I am at Penn Yan, the county seat of Yates County, a neat and prosperous village in one of the smallest, but richest counties of the State. The farms around it are productive, admirably managed, and the farmers are rich. In no part of the State has there been a more rapid progress in improvement and wealth made. It is a pleasant thing to see the great fields of grain, of wheat just ready for the harvest, of barley ripening for the sickle, of oats yet in their coat of green, and corn even with the fences, just in the gorgeous livery of a thrifty growth. Time was when Penn Yan by no means enjoyed the best name in the world for morals. It was once emphatically a hard place, a place of horse trading, horse racing, card playing, of drinking, and the other proclivities which go to make up an evil reputation. But all these things belong to the past and Penn Yan is now as distinguished for its public virtue, its high tone of public morals, as it was, in days long gone by, for its evil practices. Churches and school-houses, and the persevering effort and example of good men, have wrought an utter revolution in its moral character. Its vices have been forsaken, its evil practices abandoned. The bad men who stained its reputation with their evil courses, have passed away, or forsaken their bad ways. Penn Yan is a sober village, full of enterprise, energy and industry, where the right tone of morals prevails.

In sight of Penn Yan is the Crooked Lake. This beautiful sheet of water has, to me, a thousand charms, and as I look upon it a rush of pleasant memories come clustering around my heart. I was reared upon its banks; I have floated a thousand times upon its surface, and bathed and fished in its waters; I have caught hundreds of salmon trout out in the deep water, and thousands of yellow perch and sunfish along the shore, or on the points of the bars, where the aquatic weeds grow thick and luxuriant, like a cane-brake or a wild meadow away down in the water.

I remember when my father's log house stood at the head of the lake, some forty rods back from the shore, with a gentle slope of meadow to the water's edge. Great maples that had been spared when the old forest trees were swept away, stood a few rods apart in that meadow, spreading abroad their leafy arms, and rising in the summer time like pyramids of green towards the sky. Midway from the door to the lake was a cluster of some half dozen of these beautiful trees, from among the roots of which a cold pure spring came gushing up, and ran in a little brooklet over a bed of pebbles to the lake.
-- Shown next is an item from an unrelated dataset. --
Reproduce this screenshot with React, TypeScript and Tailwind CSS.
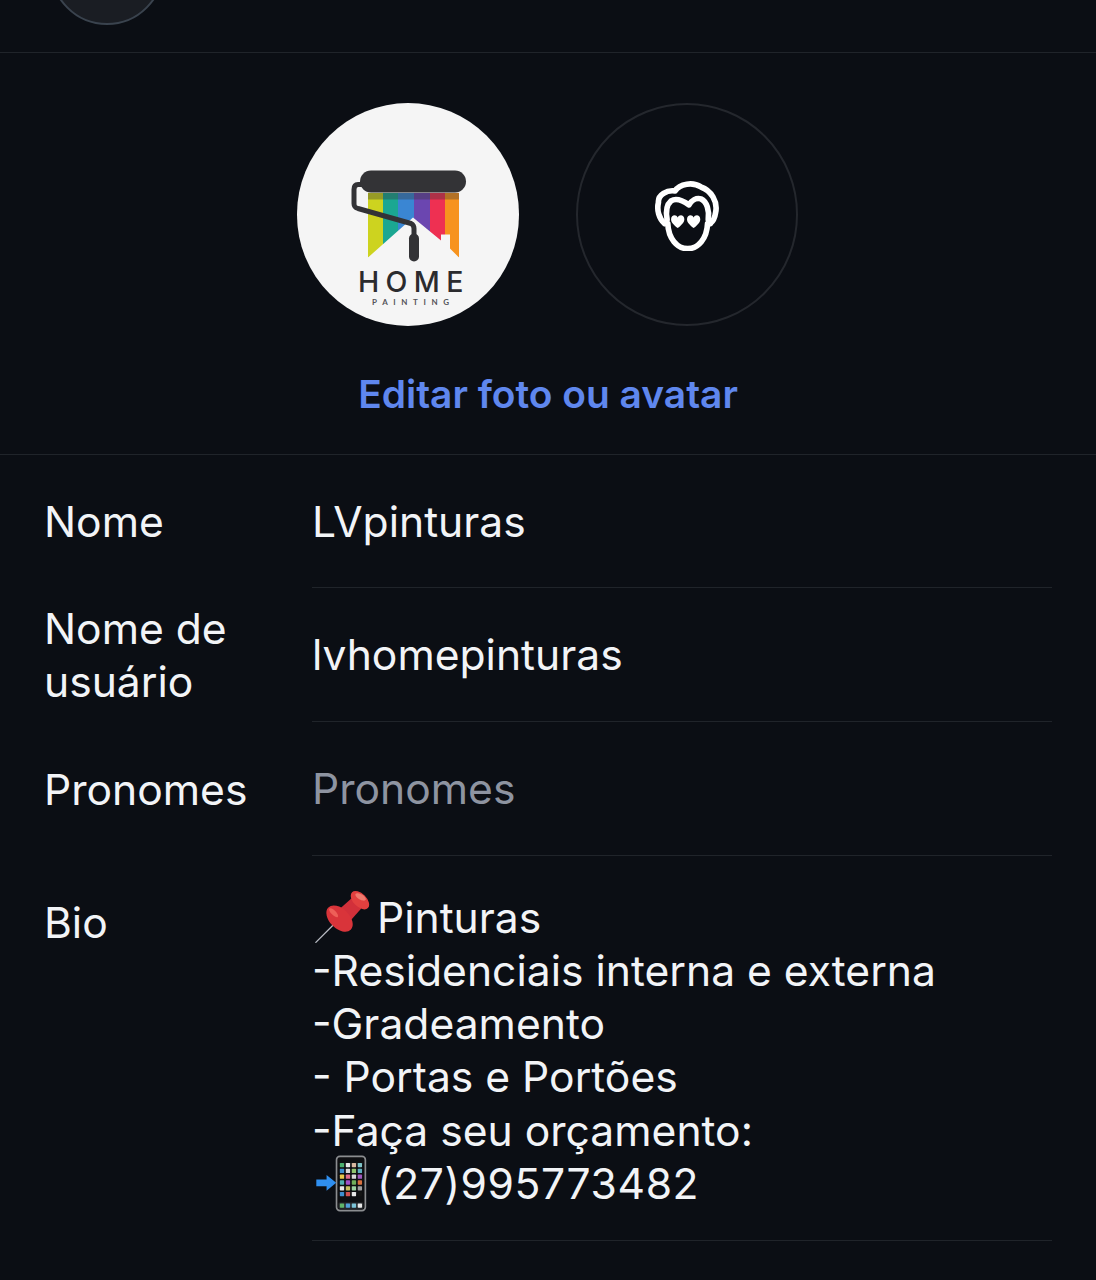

It was a new country then. No highway or road extended beyond my father's clearing. He lived eight miles from a mill, and the same distance from a store or a physician.

But all this is changed now. Where then was that meadow, and fields full of stumps, or old primeval woods, is now a thriving village of some fifteen hundred busy people. All the ancient landmarks have been removed. Civilization, in its onward progress, has swept everything that then was to oblivion. The old maples are gone, the clustering plum trees, the tall sycamores, the hickory, the butternut and the wild cherry trees are all gone. That beautiful spring is in the cellar of a village store. The house that "I was born in" is gone, and its place occupied by a pleasant village residence.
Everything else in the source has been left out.